Pemerintah Pungut Bea Ekspor Batu Bara, Laba Emiten Tambang Berpotensi Turun hingga 27 Persen
IDXChannel - Pemerintah berencana menerapkan tarif bea ekspor batu bara di kisaran 1-5 persen. Besaran tarif ini masih akan mempertimbangkan mutu batu bara, meski detail implementasinya belum dirilis.
Menteri Keuangan Purbaya Yudhi Sadewa mengungkapkan, arah kebijakan tersebut akan mempertimbangkan tren harga komoditas demi menjaga keberlanjutan industri batu bara.

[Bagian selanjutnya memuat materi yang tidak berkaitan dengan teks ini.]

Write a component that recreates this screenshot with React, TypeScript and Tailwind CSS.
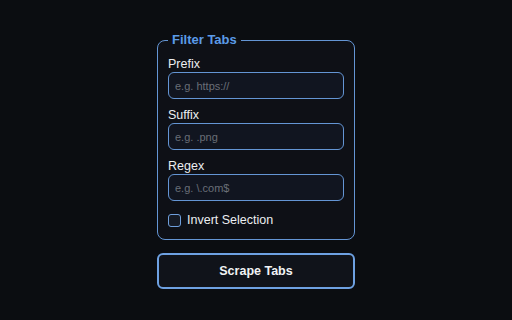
export default function App() {
  const fields = [
    { label: 'Prefix', placeholder: 'e.g. https://' },
    { label: 'Suffix', placeholder: 'e.g. .png' },
    { label: 'Regex', placeholder: 'e.g. \\.com$' },
  ];

  return (
    <div
      className="flex h-[320px] w-[512px] flex-col items-center bg-[#0b0d11] pt-[32px] text-[#eceef1]"
      style={{ fontFamily: '"Liberation Sans", Arial, sans-serif' }}
    >
      <fieldset className="m-0 w-[198px] rounded-lg border border-[#6495d4] bg-[#0e1016] px-[10px] pb-[11px] pt-0">
        <legend className="px-[4px] text-[13px] font-bold leading-[16px] text-[#5b9be8]">
          Filter Tabs
        </legend>
        <div className="mt-[8px] flex flex-col gap-[8px]">
          {fields.map((f) => (
            <label key={f.label} className="flex flex-col">
              <span className="text-[12.5px] leading-[16px]">{f.label}</span>
              <input
                type="text"
                placeholder={f.placeholder}
                className="h-[27px] w-full rounded-md border border-[#6495d4] bg-[#111520] px-[6px] text-[11px] text-[#e8eaed] outline-none placeholder:text-[#696e77]"
              />
            </label>
          ))}
        </div>
        <label className="mt-[11px] flex h-[16px] items-center gap-[6px] text-[12.5px] leading-[16px]">
          <span className="h-[13px] w-[13px] rounded-[3px] border border-[#6f9fdc] bg-[#151a24]" />
          Invert Selection
        </label>
      </fieldset>
      <button
        type="button"
        className="mt-[13px] h-[36px] w-[198px] rounded-md border-2 border-[#6ea1e2] bg-[#10131a] text-[12.5px] font-bold text-[#f1f3f5]"
      >
        Scrape Tabs
      </button>
    </div>
  );
}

Wacana ini melanjutkan pernyataan bulan lalu, ketika pemerintah menyebut peluang implementasi bea ekspor mulai 2026. Menteri ESDM Bahlil Lahadalia bahkan menyatakan pihaknya tengah menyiapkan batas minimum harga acuan sebagai dasar pengenaan bea.
Selain bea ekspor, pemerintah juga berencana memperketat aturan devisa hasil ekspor (DHE) sumber daya alam. Purbaya mengonfirmasi rencana revisi aturan yang akan mewajibkan eksportir menempatkan dana di bank-bank BUMN (Himbara) serta membatasi konversi valas ke rupiah.
Dalam rancangan baru, penempatan DHE non-migas tetap 100 persen selama 12 bulan. Namun, batas maksimal konversi valas ke rupiah akan diturunkan dari 100 persen menjadi 50 persen. Instrumen penempatan DHE juga akan diperluas, tidak hanya ke rekening khusus dan instrumen BI, tetapi juga ke surat berharga negara (SBN) valas.
Peraturan yang direvisi juga memperluas penggunaan valas untuk pembayaran pinjaman, termasuk kebutuhan modal kerja, serta mencabut pembatasan penggunaan valas untuk pengadaan barang tertentu.
Laba emiten batu bara diproyeksi tergerus
Stockbit dalam risetnya, Senin (8/12/2025) menilai bahwa bea ekspor baru berpotensi memberikan tekanan signifikan terhadap kinerja emiten batu bara, terutama perusahaan yang sangat bergantung pada ekspor dan memiliki produk batu bara berkalori tinggi.
Berdasarkan estimasi awal, penurunan laba bersih 2026 diperkirakan mencapai 7-27 persen. Di mana skenario penurunan terdalam sebesar 27 persen berlaku bagi PT Indo Tambangraya Megah Tbk (ITMG) dengan porsi ekspor tinggi dan tarif bea terbesar 5 persen.
Skenario paling ringan 7 persen berlaku bagi PT Bukit Asam Tbk (PTBA) yang memiliki porsi ekspor lebih kecil.
Stockbit menegaskan, proyeksi tersebut masih dapat berubah, tergantung detail akhir regulasi, dinamika harga batu bara, serta strategi masing-masing emiten ke depan.
Di sisi lain, pembatasan konversi valas ke rupiah di satu sisi dapat meningkatkan retensi valuta asing di dalam negeri, membantu stabilisasi nilai tukar rupiah.
Namun, ada konsekuensi lain yakni likuiditas valas di bank swasta dapat berkurang karena dana terkonsentrasi di Himbara. Lalu fleksibilitas eksportir mengelola arus kas valas menjadi lebih terbatas, meski kelonggaran pembayaran pinjaman dapat sedikit meredam dampak tersebut.